Currency Mortgage
Imagine getting a mortgage at the low rate of ½ of a percent. That is the rate of a Japanese yen mortgage. If the mortgage is a currency mortgage, then the loan will be interest only for thirty years. Is there risk? If you live in another country, there is the currency risk. For example, if you earn money in dollars and dollars depreciate against the yen, then paying back the Japanese mortgage will cost you more money.
Some companies claim that they can manage the currency risk and that they can actually pay off the principle balance of the mortgage in less than 30 years.
To summarize, you can potentially save thousands of dollars by getting a currency mortgage. The idea is to borrow at a very low interest rate and manage the currency risk well.

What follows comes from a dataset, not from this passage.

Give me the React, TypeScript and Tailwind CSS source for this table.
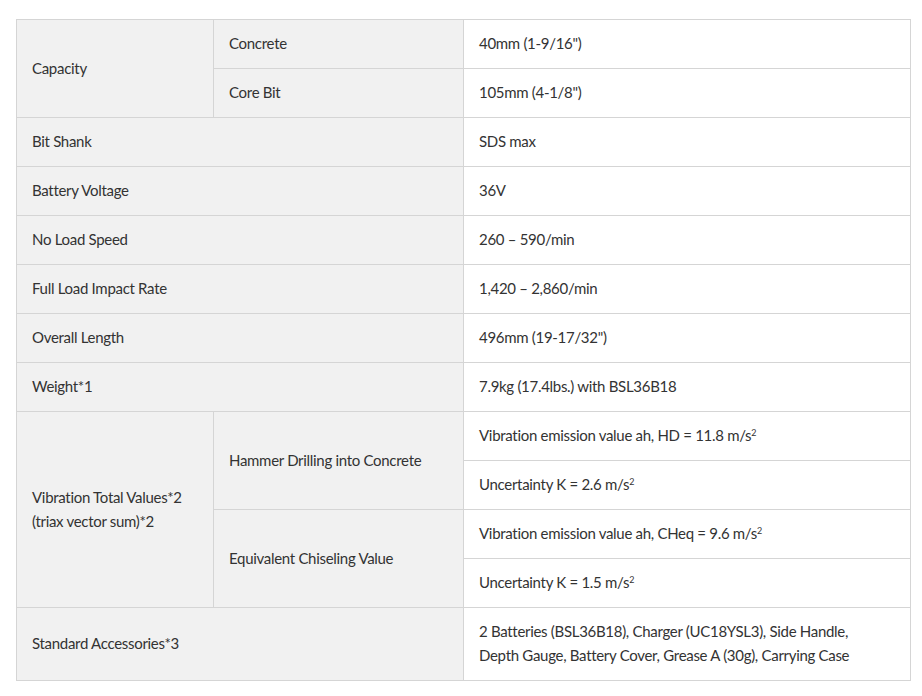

The only problem with the scenario is finding someone to lend you the money. Most currency mortgages use Hong Kong dollars, the Euro or Pound, and Dollars. As of yet, I have not seen a company to offer a Japanese Mortgage Internationally. Then, most companies that offer the loans tack on interest rates to make it more profitable for them. By the time you pay the added interest, it is not much different than a conventional mortgage. If you want some currency to play around with, it might be a solution for you.
If anyone could get the Japanese to lend to them and manage the risk well, it would be a way to make millions.
Some of the largest US banks offer the currency mortgage, but reserve it for the wealthiest and best clients. You might get someone like Goldman Sachs to pull this off for you, but again, they only work for wealthy people.